Austerity and politics: crisis, this crisis | Editorial

Three flashpoints in three parts of the world in just one day – and a convincing economic alternative remains elusive

Here is the news, in three parts. Tens of thousands of European workers take to the streets in a historic concerted action to protest soaring unemployment and unprecedented austerity. The Bank of England's Mervyn King warns that Britain's slump will be longer and more painful than he and the government had imagined. American newspapers burst with talk of a looming "fiscal cliff" of tax rises and spending cuts: if the squabbling politicians in Washington fall off that New Year's eve ledge, runs the conventional view, they will bring the US and the world economy crashing down with them.

Three flashpoints in three distinct parts of the global economy in just one day. There was a time when even one of these would have been guaranteed front-page fodder, but four years into this slump – the worst the west has faced since the 1930s – we are well used to bad news coming in threes, fours or more. And it is easy to see common threads drawing together these separate crises. First, it is slowly dawning on policy-makers in each region just what a mess they are in. Mervyn King warns that, five years after the collapse of Northern Rock, Britain is still only halfway through its crisis – even while Angela Merkel talks of another half a decade of misery in the eurozone. Even in America, which on headline economic figures would appear to be best-off, the unemployment rate is stuck nearly two percentage points above where Barack Obama's top advisers forecast it would be by now. But it is not just the scale of the slump, it's also the sense among policy-makers of having run out of options.

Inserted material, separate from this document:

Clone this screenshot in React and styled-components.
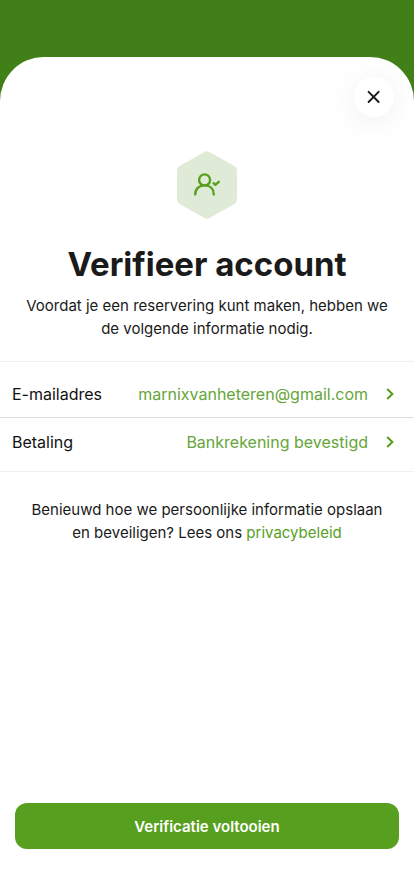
import React from 'react'
import styled, { createGlobalStyle } from 'styled-components'

const steps = [
  { label: 'E-mailadres', value: 'marnixvanheteren@gmail.com' },
  { label: 'Betaling', value: 'Bankrekening bevestigd' },
]

const App = () => {
  return (
    <>
      <GlobalStyle />
      <Screen>
        <Sheet>
          <Header>
            <CloseButton type='button' aria-label='Sluiten'>
              <svg width='14' height='14' viewBox='0 0 14 14' fill='none'>
                <path
                  d='M1.6 1.8 11.6 12M11.6 1.8 1.6 12'
                  stroke='currentColor'
                  strokeWidth='1.9'
                  strokeLinecap='round'
                />
              </svg>
            </CloseButton>
          </Header>
          <Intro>
            <VerifyBadge />
            <Title>Verifieer account</Title>
            <Parag>
              Voordat je een reservering kunt maken, hebben we de volgende
              informatie nodig.
            </Parag>
          </Intro>
          <List>
            {steps.map((el) => {
              return (
                <Item key={el.label}>
                  <Row type='button'>
                    <Label>{el.label}</Label>
                    <Value>{el.value}</Value>
                    <Chevron />
                  </Row>
                </Item>
              )
            })}
          </List>
          <Note>
            Benieuwd hoe we persoonlijke informatie opslaan en beveiligen? Lees
            ons <Link href='#privacybeleid'>privacybeleid</Link>
          </Note>
          <Footer>
            <SubmitButton type='button'>Verificatie voltooien</SubmitButton>
          </Footer>
        </Sheet>
      </Screen>
    </>
  )
}

const VerifyBadge = () => (
  <svg width='60' height='68' viewBox='0 0 60 68' fill='none' aria-hidden='true'>
    <path
      d='M27 1.2Q30 -.5 33 1.2L57 14.8Q60 16.5 60 20V48Q60 51.5 57 53.2L33 66.8Q30 68.5 27 66.8L3 53.2Q0 51.5 0 48V20Q0 16.5 3 14.8Z'
      fill='#e0ebd7'
    />
    <g stroke='#56a01e' strokeWidth='2.4' strokeLinecap='round' strokeLinejoin='round'>
      <circle cx='27.6' cy='28.9' r='5.5' />
      <path d='M18.2 43.4C18.2 38 22 34.4 27.6 34.4S36.8 38 36.8 43.4' />
      <path d='M36.6 32.2 38.3 33.8 41.8 30.8' />
    </g>
  </svg>
)

const Chevron = () => (
  <svg width='8' height='12' viewBox='0 0 8 12' fill='none' aria-hidden='true'>
    <path d='M1.2 1 6.4 6 1.2 11' stroke='#56a01e' strokeWidth='2' />
  </svg>
)

export default App

const GlobalStyle = createGlobalStyle`
  *, *::before, *::after {
    box-sizing: border-box;
  }

  body {
    margin: 0;
    color: #1a1a1a;
    background: #417f19;
    font-family: Inter, 'Liberation Sans', sans-serif;
  }

  button {
    font-family: inherit;
    cursor: pointer;
  }
`

const Screen = styled.div`
  display: flex;
  min-height: 100vh;
  padding-top: 57px;
  flex-direction: column;
`

const Sheet = styled.main`
  flex: 1;
  display: flex;
  background: #fff;
  flex-direction: column;
  border-radius: 44px 44px 0 0;
`

const Header = styled.header`
  display: flex;
  padding: 20px 20px 0;
  justify-content: flex-end;
`

const CloseButton = styled.button`
  width: 40px;
  height: 40px;
  padding: 0;
  border: none;
  display: flex;
  color: #1a1a1a;
  background: #fff;
  border-radius: 50%;
  align-items: center;
  justify-content: center;
  box-shadow: 0 4px 32px rgba(0, 0, 0, 0.07);
`

const Intro = styled.section`
  display: flex;
  text-align: center;
  align-items: center;
  flex-direction: column;
  padding: 34px 16px 21px;
`

const Title = styled.h1`
  font-size: 33px;
  font-weight: 700;
  line-height: 40px;
  margin: 25px 0 10px;
`

const Parag = styled.p`
  margin: 0;
  font-size: 15px;
  line-height: 23px;
`

const List = styled.ul`
  margin: 0;
  list-style: none;
  padding: 8px 0 6px;
  border-top: 1px solid #efefef;
  border-bottom: 1px solid #f0f0f0;
`

const Item = styled.li`
  & + & {
    border-top: 1px solid #dedede;
  }
`

const Row = styled.button`
  width: 100%;
  height: 47px;
  border: none;
  display: flex;
  font-size: 16px;
  background: none;
  padding: 0 20px 0 12px;
  align-items: center;
`

const Label = styled.span`
  color: #111;
`

const Value = styled.span`
  color: #66a53a;
  margin-left: auto;
  margin-right: 18px;
`

const Note = styled.p`
  margin: 0;
  font-size: 15px;
  line-height: 23px;
  text-align: center;
  padding: 26px 24px;
`

const Link = styled.a`
  color: #56a01e;
  text-decoration: none;
`

const Footer = styled.footer`
  margin-top: auto;
  padding: 0 15px 47px;
`

const SubmitButton = styled.button`
  width: 100%;
  height: 46px;
  border: none;
  color: #fff;
  font-size: 15px;
  font-weight: 600;
  background: #579f1f;
  border-radius: 12px;
`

In Wednesday's inflation report press conference, Mr King hinted yet again at the shortcomings of the bank's policy of pumping more money into the bank system. He and his colleagues have chucked £375bn at the economy as part of their quantitative easing (QE) programme – the efficacy of which can be crudely judged by the fact that Britain looks likely to enter a triple-dip recession. The governor's opposite number in Washington, Ben Bernanke, has got round the ineffectiveness of the Federal Reserve's QE programme by getting more and more experimental – and less and less convincing. In the Fed's last major intervention, just a few weeks before the presidential elections, Mr Bernanke promised to keep on pumping $40bn each month into the mortgage-lending market, until the jobs market recovers. There is a link between unemployment and mortgage debt, but the Fed is definitely taking the long road to recovery. As for the eurozone, the strike action only confirms what the figures suggest: that austerity is hurting rather than working. And yet the only European solution is to keep doing more of the same, as summed up this week by chief economist at Standard Chartered bank, Gerard Lyons: "Cut. Economy shrinks. Firms don't spend. People can't. Debt dynamics worsen. So cut."

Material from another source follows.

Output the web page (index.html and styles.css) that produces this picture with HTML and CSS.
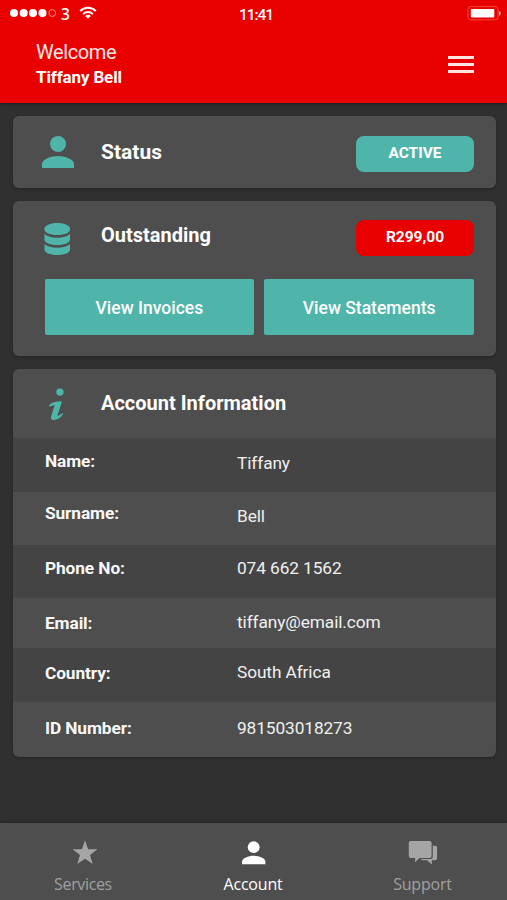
FILE: index.html
```html
<!DOCTYPE html>
<html lang="en">
<head>
<meta charset="utf-8">
<title>Account</title>
<link rel="stylesheet" href="styles.css">
</head>
<body>
<header class="header">
  <div class="statusbar">
    <div class="carrier">
      <svg class="signal" width="48" height="10" viewBox="0 0 48 10" fill="#fff"><circle cx="4" cy="5" r="4"/><circle cx="13.7" cy="5" r="4"/><circle cx="23" cy="5" r="4"/><circle cx="32.5" cy="5" r="4"/><circle cx="42.3" cy="5" r="3.4" fill="none" stroke="#ff8a80" stroke-width="1"/></svg>
      <span class="network">3</span>
      <svg class="wifi" width="18" height="13" viewBox="0 0 18 13" fill="none" stroke="#fff" stroke-width="2"><path d="M1.2 5.1C5.5.6 12.5.6 16.8 5.1M4.1 8.1c2.8-2.9 7-2.9 9.8 0"/><path d="M9 12.5 6.1 9.9c1.7-1.5 4.1-1.5 5.8 0z" fill="#fff" stroke="none"/></svg>
    </div>
    <div class="clock">11:41</div>
    <svg class="battery" width="35" height="15" viewBox="0 0 35 15"><rect x="2" y=".6" width="30" height="13.200" rx="2.500" fill="none" stroke="#f5463c"/><rect x="4.800" y="3" width="23.500" height="8.500" rx="1" fill="#fff"/><path d="M33.300 5.300c1.700.5 1.700 3.900 0 4.400z" fill="#fff"/></svg>
  </div>
  <div class="greeting">
    <div class="user">
      <div class="welcome">Welcome</div>
      <div class="username">Tiffany Bell</div>
    </div>
    <div class="menu"><i></i><i></i><i></i></div>
  </div>
</header>

<main class="content">
  <section class="card status">
    <svg class="icon" width="32" height="32" viewBox="0 0 32 32" fill="#4fb5aa"><circle cx="16" cy="8" r="8"/><path d="M0 32v-4c0-4.500 9-8 16-8s16 3.500 16 8v4z"/></svg>
    <h2 class="title">Status</h2>
    <span class="pill active">ACTIVE</span>
  </section>

  <section class="card outstanding">
    <div class="summary">
      <svg class="icon" width="32" height="32" viewBox="0 0 32 32" fill="#4fb5aa"><path d="M2.500 5.500C2.500 2.500 8 0 15.300 0S28 2.500 28 5.500v1C28 9.500 23 12 15.300 12S2.500 9.500 2.500 6.500z"/><path d="M2.500 11c3 2.500 7 3.700 12.800 3.700S25 13.500 28 11v5.500c0 3-5 5.500-12.700 5.500S2.500 19.500 2.500 16.500z"/><path d="M2.500 21c3 2.500 7 3.700 12.800 3.700S25 23.500 28 21v5.500c0 3-5 5.500-12.700 5.500S2.500 29.500 2.500 26.500z"/></svg>
      <h2 class="title">Outstanding</h2>
      <span class="pill due">R299,00</span>
    </div>
    <div class="actions">
      <a class="button">View Invoices</a>
      <a class="button">View Statements</a>
    </div>
  </section>

  <section class="card info">
    <div class="infohead">
      <svg class="icon" width="32" height="32" viewBox="0 0 32 32" fill="#4fb5aa"><circle cx="17.900" cy="4.100" r="3.700"/><path d="M7.300 17.300C9 14.600 12.500 13.500 18 13.200c1.400-.1 1.900.5 1.500 1.800l-3.900 12c-.3 1 .4 1 1.200.5l3.200-2.100c.7-.4 1.300.2.9.9C18.700 30 15.300 32 11.700 32c-2.500 0-3.200-1.300-2.600-3.400l3.300-10.300c.3-1-.2-1.300-1-1.100-1.100.3-1.900.8-2.900 1.400-1 .5-1.700-.4-1.200-1.300z"/></svg>
      <h2 class="title">Account Information</h2>
    </div>
    <dl class="details">
      <div class="row name"><dt>Name:</dt><dd>Tiffany</dd></div>
      <div class="row surname"><dt>Surname:</dt><dd>Bell</dd></div>
      <div class="row phone"><dt>Phone No:</dt><dd>074 662 1562</dd></div>
      <div class="row email"><dt>Email:</dt><dd>tiffany@email.com</dd></div>
      <div class="row country"><dt>Country:</dt><dd>South Africa</dd></div>
      <div class="row idnumber"><dt>ID Number:</dt><dd>981503018273</dd></div>
    </dl>
  </section>
</main>

<nav class="tabs">
  <a class="tab services"><svg width="26" height="26" viewBox="0 0 26 26" fill="#a5a5a5"><path d="M13 .2l3.100 9.100h9.400l-7.500 5.600 2.800 9.200L13 18.700l-7.800 5.400L8 14.900.5 9.300h9.400z"/></svg><span>Services</span></a>
  <a class="tab current"><svg width="26" height="26" viewBox="0 0 26 26" fill="#fff"><circle cx="12.700" cy="7.200" r="5.900"/><path d="M1 24.300v-2.700c0-3.500 6.500-5.900 11.700-5.900s11.700 2.400 11.700 5.900v2.700z"/></svg><span>Account</span></a>
  <a class="tab support"><svg width="30" height="26" viewBox="0 0 30 26" fill="#a5a5a5"><path d="M2.800 1H21.600q2 0 2 2v13q0 2-2 2H11.600l-4.500 4.300V18H2.800q-2 0-2-2V3q0-2 2-2z"/><path d="M24.800 5.800h2.300q2 0 2 2v10.400q0 2-2 2h-3.300V24.500L19.100 20.200H14.600q-1.500 0-2-1.100h10.200q2 0 2-2z"/></svg><span>Support</span></a>
</nav>
</body>
</html>
```

FILE: styles.css
```css
* { box-sizing: border-box; }
body {
  margin: 0;
  height: 900px;
  display: flex;
  flex-direction: column;
  overflow: hidden;
  background: #303030;
  color: #fff;
  font-family: Roboto, "Liberation Sans", sans-serif;
}
.header {
  height: 102.500px;
  flex: none;
  background: #e80000;
  box-shadow: 0 1px 4px rgba(0, 0, 0, .5);
}
.statusbar {
  height: 28px;
  display: grid;
  grid-template-columns: 1fr auto 1fr;
  padding: 0 6px 0 10px;
}
.carrier { display: flex; align-items: flex-start; }
.signal { margin-top: 8px; }
.network {
  width: 10px;
  margin: 4px 0 0 3px;
  font: 600 15.500px/20px "Open Sans", sans-serif;
}
.wifi { margin: 6px 0 0 7.500px; }
.clock { font-size: 15.500px; line-height: 20px; font-weight: 500; letter-spacing: -1.100px; padding-top: 5px; margin-left: 1px; }
.battery { justify-self: end; margin-top: 6px; }
.greeting { display: flex; justify-content: space-between; padding: 12px 33px 0 36px; }
.welcome { font-size: 20px; line-height: 24px; letter-spacing: -.4px; color: #ffe8e5; }
.username { font-size: 17px; line-height: 22px; letter-spacing: -.15px; font-weight: 700; margin-top: 2px; }
.menu { width: 26px; display: flex; flex-direction: column; gap: 4px; padding-top: 16px; }
.menu i { height: 3px; background: #ffe4e1; }

.content { flex: 1; display: flex; flex-direction: column; gap: 13px; padding: 13px 11px 0 12.500px; }
.card {
  flex: none;
  background: #4e4e4e;
  border-radius: 6px;
  box-shadow: 0 1px 3px rgba(0, 0, 0, .25);
}
.icon { flex: none; margin-left: 29.500px; }
.title { margin: 0 auto 0 27px; font-size: 20px; line-height: 24px; font-weight: 700; }
.pill {
  width: 118px;
  height: 36px;
  margin-right: 22px;
  border-radius: 8px;
  text-align: center;
  font-size: 15.500px;
  font-weight: 700;
  line-height: 34px;
}
.active { background: #4fb5aa; }
.due { background: #e80000; }
.status { height: 72.500px; display: flex; align-items: flex-start; padding-top: 20px; }
.status .title { margin-top: 4px; font-size: 21px; }
.outstanding { height: 155px; padding-top: 18.500px; }
.summary { display: flex; align-items: flex-start; height: 59.500px; }
.summary .icon { margin-top: 3px; }
.summary .title { margin-top: 3px; }
.actions { display: grid; grid-template-columns: 1fr 1fr; gap: 10px; padding: 0 22px 0 32px; }
.button {
  height: 56px;
  border-radius: 2px;
  background: #4fb5aa;
  text-align: center;
  font-size: 17.500px;
  font-weight: 500;
  line-height: 58px;
}
.info { overflow: hidden; height: 387.500px; }
.infohead { display: flex; height: 69px; padding-top: 19px; }
.infohead .title { margin-top: 3px; }
.details { margin: 0; }
.row { display: grid; grid-template-columns: 192px 1fr; padding-left: 32.500px; font-size: 17.300px; letter-spacing: -.1px; line-height: 24px; }
.row:nth-child(odd) { background: #444; }
.row dt { font-weight: 700; color: #f8f8f8; }
.row dd { margin: 0; color: #f0f0f0; }
.name { height: 53.500px; padding-top: 11px; }
.name dd { padding-top: 2px; }
.surname { height: 53px; padding-top: 9px; }
.surname dd { padding-top: 3px; }
.phone { height: 53px; padding-top: 11px; }
.email { height: 50px; padding-top: 12px; }
.email dt { padding-top: 1px; }
.country { height: 54px; padding-top: 12px; }
.country dt { padding-top: 1px; }
.idnumber { height: 55px; padding-top: 14px; }

.tabs {
  flex: none;
  height: 77px;
  display: grid;
  grid-template-columns: repeat(3, 1fr);
  background: #4e4e4e;
  box-shadow: 0 -1px 2px rgba(0, 0, 0, .3);
}
.tab {
  display: flex;
  flex-direction: column;
  align-items: center;
  padding-top: 17px;
  color: #a0a0a0;
  font: 16px/22px "Open Sans", sans-serif;
  letter-spacing: -.2px;
}
.tab span { margin-top: 7px; }
.services span { margin-right: 3px; letter-spacing: -.35px; }
.current span { margin-right: 1px; }
.current { color: #fff; }
```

Some caveats need to be made at this point. Taking after Tolstoy, each of these economic disaster zones is unhappy in its own way. Even with the eurozone, Spain's bust was caused by a housing bubble, Greece's by a profligate government. Second, Barack Obama is on a different path from Angela Merkel and David Cameron. The president has gone for a too-small stimulus, and has got a too-small recovery as a result. In Europe, the conventional solution has been to go for austerity, producing outright recession or depression. Neither of these destinations are pleasant, but one would rather be in Washington than Athens.

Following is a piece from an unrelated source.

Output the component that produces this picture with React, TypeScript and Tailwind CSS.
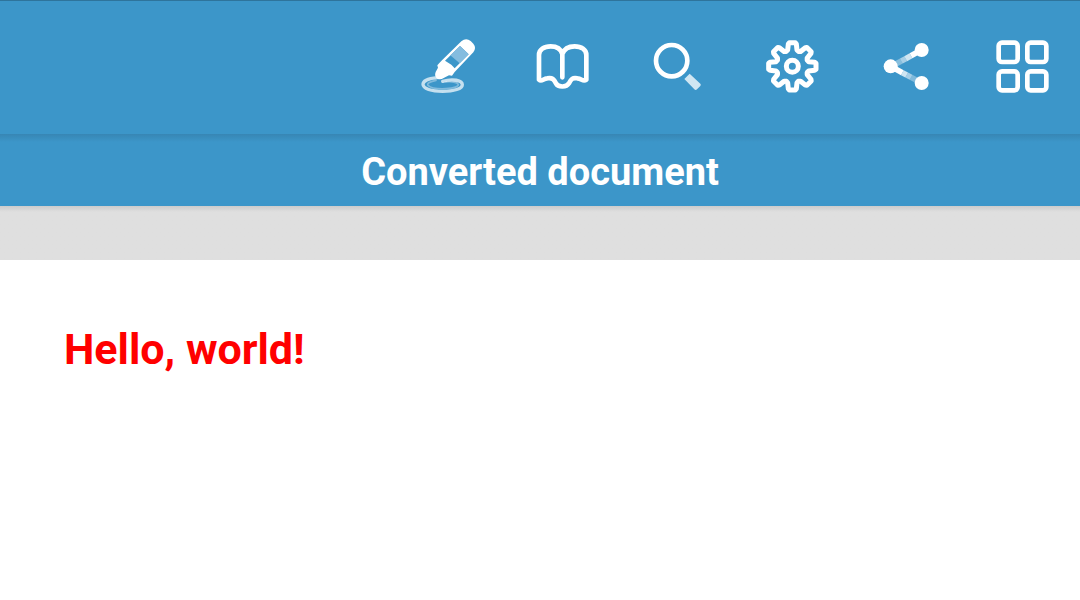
import type { ReactNode } from "react";

function ToolButton({ label, children }: { label: string; children: ReactNode }) {
  return (
    <button type="button" aria-label={label} className="h-[72px] w-20 cursor-pointer">
      <svg viewBox="0 0 240 216" className="h-full w-full" fill="none" stroke="white" strokeLinecap="round" strokeLinejoin="round" aria-hidden="true">
        {children}
      </svg>
    </button>
  );
}

function EditIcon() {
  return (
    <>
      <path d="M82 143 C55 145 39 153 39 163 C39 176 64 184 98 184 C132 184 157 176 157 164 C157 151 128 145 98 154" strokeWidth="10" opacity=".7" />
      <path d="M78 151 C61 154 50 160 54 166 C62 174 87 177 108 176 C132 175 147 169 145 163 C142 157 125 154 108 156" strokeWidth="5" opacity=".35" />
      <path d="M96 91 L154 34 Q168 22 182 33 L190 41 Q200 53 190 67 L134 126 L126 137 L117 136 L101 144 Q91 151 82 146 Q72 138 77 126 L84 113 L82 106 L88 99 Z" fill="white" stroke="none" />
      <path d="M150 48 L176 73 L134 115 L124 104 L105 92 Z" fill="#3c96c9" stroke="none" />
      <path d="M150 48 L176 73 L149 100 L121 76 Z" fill="#84bcdf" stroke="none" />
    </>
  );
}

function BookIcon() {
  return (
    <path d="M112 142 V72 C107 55 93 49 77 49 C57 49 42 59 42 75 V149 C50 157 54 146 67 145 C82 142 87 148 93 160 C99 172 124 173 132 160 C138 147 143 142 157 145 C171 146 174 157 184 149 V75 C184 59 169 49 149 49 C132 49 118 55 112 72" strokeWidth="14" />
  );
}

function SearchIcon() {
  return (
    <>
      <circle cx="95" cy="92" r="47" strokeWidth="14" />
      <path d="M149 131 L181 161 Q184 164 181 168 L171 178 Q167 182 163 178 L133 147 Z" fill="white" stroke="none" opacity=".76" />
    </>
  );
}

const toothAngles = [0, 45, 90, 135, 180, 225, 270, 315];

function gearOutline() {
  const points = toothAngles.flatMap((angle) => {
    const a = (angle * Math.PI) / 180;
    return [[-18, -45], [-14, -49], [-12, -67], [-9, -71], [9, -71], [12, -67], [14, -49], [18, -45]].map(
      ([x, y]) => `${112 + x * Math.cos(a) - y * Math.sin(a)},${109 + x * Math.sin(a) + y * Math.cos(a)}`,
    );
  });
  return points.join(" ");
}

function SettingsIcon() {
  return (
    <>
      <polygon points={gearOutline()} strokeWidth="15" />
      <circle cx="112" cy="109" r="18" strokeWidth="15" />
    </>
  );
}

function ShareIcon() {
  return (
    <>
      <g strokeLinecap="butt" strokeWidth="17">
        <path d="M154 60 L123 77" />
        <path d="M123 77 L107 86" opacity=".76" />
        <path d="M107 86 L94 93" opacity=".55" />
        <path d="M94 93 L76 103" opacity=".38" />
        <path d="M62 109 L97 128" />
        <path d="M97 128 L110 135" opacity=".76" />
        <path d="M110 135 L123 142" opacity=".55" />
        <path d="M123 142 L140 151" opacity=".35" />
      </g>
      <g fill="white" stroke="none">
        <circle cx="155" cy="60" r="21" />
        <circle cx="62" cy="109" r="21" />
        <circle cx="155" cy="159" r="21" />
      </g>
    </>
  );
}

function GridIcon() {
  return (
    <g strokeWidth="14">
      <rect x="41" y="38" width="57" height="58" rx="10" />
      <rect x="127" y="38" width="57" height="58" rx="10" />
      <rect x="41" y="124" width="57" height="57" rx="10" />
      <rect x="127" y="124" width="57" height="57" rx="10" />
    </g>
  );
}

export default function App() {
  return (
    <div className="min-h-screen bg-white font-['Roboto',sans-serif]">
      <header className="bg-[#3c96c9] text-white">
        <div className="flex h-[134px] items-start justify-end gap-[35px] border-t border-[#2e749c] pt-[29px] pr-[15px]">
          <ToolButton label="Edit"><EditIcon /></ToolButton>
          <ToolButton label="Reading mode"><BookIcon /></ToolButton>
          <ToolButton label="Search"><SearchIcon /></ToolButton>
          <ToolButton label="Settings"><SettingsIcon /></ToolButton>
          <ToolButton label="Share"><ShareIcon /></ToolButton>
          <ToolButton label="More"><GridIcon /></ToolButton>
        </div>
        <div className="flex h-[72px] items-center justify-center bg-linear-to-b from-[#3786b4] to-[#3c96c9] to-[8px] pt-1">
          <h1 className="text-[38px] leading-[44px] font-bold">Converted document</h1>
        </div>
      </header>
      <div className="h-[54px] bg-linear-to-b from-[#cccccc] to-[#dfdfdf] to-[6px]" />
      <main className="px-16 pt-16">
        <h2 className="text-[43px] leading-[50px] font-bold text-[#ff0000]">Hello, world!</h2>
      </main>
    </div>
  );
}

But still, the similarities are striking. In Greece and Italy, the installation of technocrat governments has brought on grumbling about a democratic-deficit; in Britain, the government makes no bones about outsourcing reflationary policy to Mr King and his technocrats. The gap between the rich and the rest has got ever wider. And in all cases, the outline of a convincing economic alternative – beyond either austerity or Keynes-lite – remains disastrously, dangerously elusive.